And so, the future we all dreamed about as children is finally here as, at the Dubai Air Show last week, a deal was signed that will deliver up to twenty jetpacks that will be employed in firefighting duties in the UAE.
The Dubai Directorate of Civil Defence has reached an agreement with the New Zealand-based firm, Martin Aircraft, to supply the equipment, plus training, spares and two simulators to its world leading and ultra-modern fire department, where the city’s vast infrastructure and quickly growing expansion of high-rise buildings and skyscrapers make it necessary to be able to tackle emergency situations at higher altitudes.

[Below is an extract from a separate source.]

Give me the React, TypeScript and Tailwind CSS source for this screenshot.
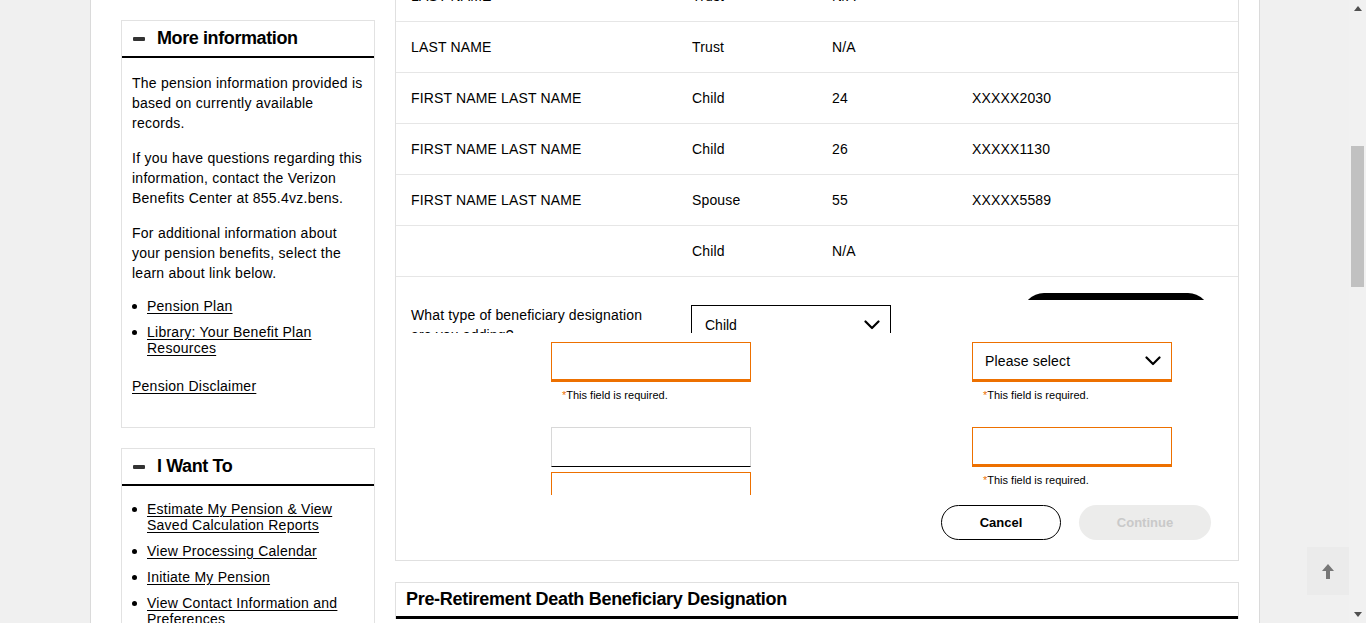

‘The vision of Dubai Civil Defence is protecting lives, properties and the environment, and to provide fast professional service, efficient investment of human and material sources to give the best results,’ was the statement given by Lt Col Ali Almutawa of the DCD.
Adding manned and unmanned jetpacks to the city’s fleet of emergency vehicles, which includes police supercars such as a Bugatti Veyron, McLaren MP4 and Bentley Continental, plus various Lamborghinis, Ferraris and Aston Martins, could be considered a controversial move. But, Lt Col Almutawa also points out that Dubai ‘… has always been a world leader in adapting new technology to improve and save people’s lives.’
The Martin Jetpacks have been in ongoing development since 1981. This latest version can be flown manned or by remote, is capable of vertical take-off and landing (VTOL) and can climb up to a maximum ceiling of 3000 feet. They can reach a top speed of 40 knots, travel 30 kilometres or fly for about 30 minutes, and have a ballistic parachute in place for emergencies. Unlike unmanned Quadcopters, say the company, which can only carry a few kilogrammes, the Martin Jetpack is able to carry a commercial payload of up to 120 kilos, giving it a significant operational advantage.
Martin Aircraft have attempted to break into the emergency first responders field before, by entering into partnership with the US Department of Defence, Department of Homeland Security, plus other federal, state and local authorities and agencies last October, to evaluate the jetpack’s use in search and rescue, security, police, ambulance, fire and natural disaster situations. AVwatch, based in Massachusetts, was tasked in 2014 with monitoring services employing Martin Jetpacks, and their appropriate products and services, in these applications, as well as using a number of the aircraft to demonstrate their potential capabilities.
So far, however, there has been little success for the Martin Jetpack in the United States. Dubai has been the only city to consider putting the equipment into full-scale use.